#### THE EXERCISE:
Will you give the material below again, every line exactly as it is?

#### DATA PROVIDED:

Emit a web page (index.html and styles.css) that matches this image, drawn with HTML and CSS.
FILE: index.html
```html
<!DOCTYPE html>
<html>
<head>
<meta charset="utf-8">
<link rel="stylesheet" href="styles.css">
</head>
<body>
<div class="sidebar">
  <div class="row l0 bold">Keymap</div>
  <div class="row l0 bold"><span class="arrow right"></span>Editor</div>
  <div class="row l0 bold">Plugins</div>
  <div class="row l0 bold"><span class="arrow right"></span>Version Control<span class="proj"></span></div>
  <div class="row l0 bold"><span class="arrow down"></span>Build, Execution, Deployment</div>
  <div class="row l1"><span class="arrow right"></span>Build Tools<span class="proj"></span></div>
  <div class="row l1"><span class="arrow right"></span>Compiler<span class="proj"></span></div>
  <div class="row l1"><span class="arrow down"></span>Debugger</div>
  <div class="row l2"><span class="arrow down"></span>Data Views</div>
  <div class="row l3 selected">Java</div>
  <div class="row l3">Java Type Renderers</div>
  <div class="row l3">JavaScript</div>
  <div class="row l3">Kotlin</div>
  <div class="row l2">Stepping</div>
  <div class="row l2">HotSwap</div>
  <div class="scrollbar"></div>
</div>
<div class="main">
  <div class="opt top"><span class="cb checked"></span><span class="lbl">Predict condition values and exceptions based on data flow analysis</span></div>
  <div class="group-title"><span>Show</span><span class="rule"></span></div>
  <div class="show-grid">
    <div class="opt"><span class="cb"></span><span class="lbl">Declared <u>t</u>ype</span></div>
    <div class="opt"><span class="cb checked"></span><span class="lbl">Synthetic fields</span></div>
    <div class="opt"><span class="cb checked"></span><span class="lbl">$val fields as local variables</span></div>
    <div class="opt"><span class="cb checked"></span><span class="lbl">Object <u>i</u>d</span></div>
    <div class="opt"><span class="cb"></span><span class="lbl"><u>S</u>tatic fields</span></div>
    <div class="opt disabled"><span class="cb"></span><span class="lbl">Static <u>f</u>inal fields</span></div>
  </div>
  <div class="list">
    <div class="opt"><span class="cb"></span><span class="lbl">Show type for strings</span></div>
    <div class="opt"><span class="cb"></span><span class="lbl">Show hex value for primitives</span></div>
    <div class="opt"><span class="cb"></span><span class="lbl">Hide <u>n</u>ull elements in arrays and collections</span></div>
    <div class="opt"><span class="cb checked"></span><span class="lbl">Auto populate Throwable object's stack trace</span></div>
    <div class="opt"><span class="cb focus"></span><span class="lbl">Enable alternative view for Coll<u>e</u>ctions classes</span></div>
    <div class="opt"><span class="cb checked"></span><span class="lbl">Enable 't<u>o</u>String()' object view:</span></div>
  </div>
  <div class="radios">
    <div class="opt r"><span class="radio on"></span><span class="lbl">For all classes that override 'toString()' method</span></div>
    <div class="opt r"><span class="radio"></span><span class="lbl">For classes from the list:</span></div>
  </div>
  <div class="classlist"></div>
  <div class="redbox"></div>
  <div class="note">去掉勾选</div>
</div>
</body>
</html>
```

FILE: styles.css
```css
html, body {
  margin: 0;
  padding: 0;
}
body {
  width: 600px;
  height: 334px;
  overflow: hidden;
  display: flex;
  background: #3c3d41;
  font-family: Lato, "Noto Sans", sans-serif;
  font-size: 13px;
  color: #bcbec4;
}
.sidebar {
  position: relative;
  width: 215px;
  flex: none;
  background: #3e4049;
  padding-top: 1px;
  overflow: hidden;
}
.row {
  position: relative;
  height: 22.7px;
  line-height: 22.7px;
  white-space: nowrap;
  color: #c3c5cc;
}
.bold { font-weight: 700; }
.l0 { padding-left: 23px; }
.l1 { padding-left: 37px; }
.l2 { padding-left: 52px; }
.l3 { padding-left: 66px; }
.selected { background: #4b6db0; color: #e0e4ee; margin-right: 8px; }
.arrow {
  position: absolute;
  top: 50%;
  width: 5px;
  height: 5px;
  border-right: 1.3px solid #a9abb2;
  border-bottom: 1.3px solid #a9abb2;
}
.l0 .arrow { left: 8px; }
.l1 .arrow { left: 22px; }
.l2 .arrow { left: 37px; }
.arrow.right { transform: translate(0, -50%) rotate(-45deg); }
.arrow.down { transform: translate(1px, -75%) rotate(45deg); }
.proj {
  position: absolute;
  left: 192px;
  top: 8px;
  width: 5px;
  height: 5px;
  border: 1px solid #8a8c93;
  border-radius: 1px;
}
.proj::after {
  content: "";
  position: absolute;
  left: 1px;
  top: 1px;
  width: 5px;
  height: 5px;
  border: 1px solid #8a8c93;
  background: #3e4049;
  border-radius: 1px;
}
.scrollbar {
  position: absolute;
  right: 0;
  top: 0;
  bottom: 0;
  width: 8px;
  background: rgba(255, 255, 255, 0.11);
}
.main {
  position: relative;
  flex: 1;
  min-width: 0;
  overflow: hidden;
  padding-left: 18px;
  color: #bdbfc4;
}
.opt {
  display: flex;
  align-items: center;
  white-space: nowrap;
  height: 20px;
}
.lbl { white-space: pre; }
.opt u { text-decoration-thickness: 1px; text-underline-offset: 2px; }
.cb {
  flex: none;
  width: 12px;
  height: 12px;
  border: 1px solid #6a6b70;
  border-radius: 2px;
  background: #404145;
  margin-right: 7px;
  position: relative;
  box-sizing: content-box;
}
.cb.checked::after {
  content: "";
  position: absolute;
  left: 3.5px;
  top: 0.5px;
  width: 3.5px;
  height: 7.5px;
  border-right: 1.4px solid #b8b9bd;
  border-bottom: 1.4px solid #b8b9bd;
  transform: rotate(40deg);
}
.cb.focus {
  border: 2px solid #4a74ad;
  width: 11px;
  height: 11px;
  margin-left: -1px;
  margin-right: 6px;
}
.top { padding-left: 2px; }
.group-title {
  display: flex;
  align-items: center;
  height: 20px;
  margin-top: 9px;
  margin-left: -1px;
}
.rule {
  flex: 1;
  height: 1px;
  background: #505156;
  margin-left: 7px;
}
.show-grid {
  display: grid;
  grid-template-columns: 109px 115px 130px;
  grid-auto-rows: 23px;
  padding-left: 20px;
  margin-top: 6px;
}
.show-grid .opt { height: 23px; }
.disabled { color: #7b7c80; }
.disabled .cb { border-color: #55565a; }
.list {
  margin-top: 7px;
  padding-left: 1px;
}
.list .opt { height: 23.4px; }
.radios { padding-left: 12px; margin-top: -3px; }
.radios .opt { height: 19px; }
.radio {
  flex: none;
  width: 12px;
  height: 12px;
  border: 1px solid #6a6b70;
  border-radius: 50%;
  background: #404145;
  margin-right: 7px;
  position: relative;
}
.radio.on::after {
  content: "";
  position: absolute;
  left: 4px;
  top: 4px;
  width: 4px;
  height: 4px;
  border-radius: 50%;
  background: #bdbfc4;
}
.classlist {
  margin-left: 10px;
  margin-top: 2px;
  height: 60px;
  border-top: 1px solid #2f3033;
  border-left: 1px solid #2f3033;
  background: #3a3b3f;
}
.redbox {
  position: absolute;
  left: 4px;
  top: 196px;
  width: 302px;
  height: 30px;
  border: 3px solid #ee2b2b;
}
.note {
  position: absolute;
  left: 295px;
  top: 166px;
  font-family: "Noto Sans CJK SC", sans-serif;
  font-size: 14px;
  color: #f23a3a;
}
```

#### RIGHT ANSWER:
Emit a web page (index.html and styles.css) that matches this image, drawn with HTML and CSS.
FILE: index.html
```html
<!DOCTYPE html>
<html>
<head>
<meta charset="utf-8">
<link rel="stylesheet" href="styles.css">
</head>
<body>
<div class="sidebar">
  <div class="row l0 bold">Keymap</div>
  <div class="row l0 bold"><span class="arrow right"></span>Editor</div>
  <div class="row l0 bold">Plugins</div>
  <div class="row l0 bold"><span class="arrow right"></span>Version Control<span class="proj"></span></div>
  <div class="row l0 bold"><span class="arrow down"></span>Build, Execution, Deployment</div>
  <div class="row l1"><span class="arrow right"></span>Build Tools<span class="proj"></span></div>
  <div class="row l1"><span class="arrow right"></span>Compiler<span class="proj"></span></div>
  <div class="row l1"><span class="arrow down"></span>Debugger</div>
  <div class="row l2"><span class="arrow down"></span>Data Views</div>
  <div class="row l3 selected">Java</div>
  <div class="row l3">Java Type Renderers</div>
  <div class="row l3">JavaScript</div>
  <div class="row l3">Kotlin</div>
  <div class="row l2">Stepping</div>
  <div class="row l2">HotSwap</div>
  <div class="scrollbar"></div>
</div>
<div class="main">
  <div class="opt top"><span class="cb checked"></span><span class="lbl">Predict condition values and exceptions based on data flow analysis</span></div>
  <div class="group-title"><span>Show</span><span class="rule"></span></div>
  <div class="show-grid">
    <div class="opt"><span class="cb"></span><span class="lbl">Declared <u>t</u>ype</span></div>
    <div class="opt"><span class="cb checked"></span><span class="lbl">Synthetic fields</span></div>
    <div class="opt"><span class="cb checked"></span><span class="lbl">$val fields as local variables</span></div>
    <div class="opt"><span class="cb checked"></span><span class="lbl">Object <u>i</u>d</span></div>
    <div class="opt"><span class="cb"></span><span class="lbl"><u>S</u>tatic fields</span></div>
    <div class="opt disabled"><span class="cb"></span><span class="lbl">Static <u>f</u>inal fields</span></div>
  </div>
  <div class="list">
    <div class="opt"><span class="cb"></span><span class="lbl">Show type for strings</span></div>
    <div class="opt"><span class="cb"></span><span class="lbl">Show hex value for primitives</span></div>
    <div class="opt"><span class="cb"></span><span class="lbl">Hide <u>n</u>ull elements in arrays and collections</span></div>
    <div class="opt"><span class="cb checked"></span><span class="lbl">Auto populate Throwable object's stack trace</span></div>
    <div class="opt"><span class="cb focus"></span><span class="lbl">Enable alternative view for Coll<u>e</u>ctions classes</span></div>
    <div class="opt"><span class="cb checked"></span><span class="lbl">Enable 't<u>o</u>String()' object view:</span></div>
  </div>
  <div class="radios">
    <div class="opt r"><span class="radio on"></span><span class="lbl">For all classes that override 'toString()' method</span></div>
    <div class="opt r"><span class="radio"></span><span class="lbl">For classes from the list:</span></div>
  </div>
  <div class="classlist"></div>
  <div class="redbox"></div>
  <div class="note">去掉勾选</div>
</div>
</body>
</html>
```

FILE: styles.css
```css
html, body {
  margin: 0;
  padding: 0;
}
body {
  width: 600px;
  height: 334px;
  overflow: hidden;
  display: flex;
  background: #3c3d41;
  font-family: Lato, "Noto Sans", sans-serif;
  font-size: 13px;
  color: #bcbec4;
}
.sidebar {
  position: relative;
  width: 215px;
  flex: none;
  background: #3e4049;
  padding-top: 1px;
  overflow: hidden;
}
.row {
  position: relative;
  height: 22.7px;
  line-height: 22.7px;
  white-space: nowrap;
  color: #c3c5cc;
}
.bold { font-weight: 700; }
.l0 { padding-left: 23px; }
.l1 { padding-left: 37px; }
.l2 { padding-left: 52px; }
.l3 { padding-left: 66px; }
.selected { background: #4b6db0; color: #e0e4ee; margin-right: 8px; }
.arrow {
  position: absolute;
  top: 50%;
  width: 5px;
  height: 5px;
  border-right: 1.3px solid #a9abb2;
  border-bottom: 1.3px solid #a9abb2;
}
.l0 .arrow { left: 8px; }
.l1 .arrow { left: 22px; }
.l2 .arrow { left: 37px; }
.arrow.right { transform: translate(0, -50%) rotate(-45deg); }
.arrow.down { transform: translate(1px, -75%) rotate(45deg); }
.proj {
  position: absolute;
  left: 192px;
  top: 8px;
  width: 5px;
  height: 5px;
  border: 1px solid #8a8c93;
  border-radius: 1px;
}
.proj::after {
  content: "";
  position: absolute;
  left: 1px;
  top: 1px;
  width: 5px;
  height: 5px;
  border: 1px solid #8a8c93;
  background: #3e4049;
  border-radius: 1px;
}
.scrollbar {
  position: absolute;
  right: 0;
  top: 0;
  bottom: 0;
  width: 8px;
  background: rgba(255, 255, 255, 0.11);
}
.main {
  position: relative;
  flex: 1;
  min-width: 0;
  overflow: hidden;
  padding-left: 18px;
  color: #bdbfc4;
}
.opt {
  display: flex;
  align-items: center;
  white-space: nowrap;
  height: 20px;
}
.lbl { white-space: pre; }
.opt u { text-decoration-thickness: 1px; text-underline-offset: 2px; }
.cb {
  flex: none;
  width: 12px;
  height: 12px;
  border: 1px solid #6a6b70;
  border-radius: 2px;
  background: #404145;
  margin-right: 7px;
  position: relative;
  box-sizing: content-box;
}
.cb.checked::after {
  content: "";
  position: absolute;
  left: 3.5px;
  top: 0.5px;
  width: 3.5px;
  height: 7.5px;
  border-right: 1.4px solid #b8b9bd;
  border-bottom: 1.4px solid #b8b9bd;
  transform: rotate(40deg);
}
.cb.focus {
  border: 2px solid #4a74ad;
  width: 11px;
  height: 11px;
  margin-left: -1px;
  margin-right: 6px;
}
.top { padding-left: 2px; }
.group-title {
  display: flex;
  align-items: center;
  height: 20px;
  margin-top: 9px;
  margin-left: -1px;
}
.rule {
  flex: 1;
  height: 1px;
  background: #505156;
  margin-left: 7px;
}
.show-grid {
  display: grid;
  grid-template-columns: 109px 115px 130px;
  grid-auto-rows: 23px;
  padding-left: 20px;
  margin-top: 6px;
}
.show-grid .opt { height: 23px; }
.disabled { color: #7b7c80; }
.disabled .cb { border-color: #55565a; }
.list {
  margin-top: 7px;
  padding-left: 1px;
}
.list .opt { height: 23.4px; }
.radios { padding-left: 12px; margin-top: -3px; }
.radios .opt { height: 19px; }
.radio {
  flex: none;
  width: 12px;
  height: 12px;
  border: 1px solid #6a6b70;
  border-radius: 50%;
  background: #404145;
  margin-right: 7px;
  position: relative;
}
.radio.on::after {
  content: "";
  position: absolute;
  left: 4px;
  top: 4px;
  width: 4px;
  height: 4px;
  border-radius: 50%;
  background: #bdbfc4;
}
.classlist {
  margin-left: 10px;
  margin-top: 2px;
  height: 60px;
  border-top: 1px solid #2f3033;
  border-left: 1px solid #2f3033;
  background: #3a3b3f;
}
.redbox {
  position: absolute;
  left: 4px;
  top: 196px;
  width: 302px;
  height: 30px;
  border: 3px solid #ee2b2b;
}
.note {
  position: absolute;
  left: 295px;
  top: 166px;
  font-family: "Noto Sans CJK SC", sans-serif;
  font-size: 14px;
  color: #f23a3a;
}
```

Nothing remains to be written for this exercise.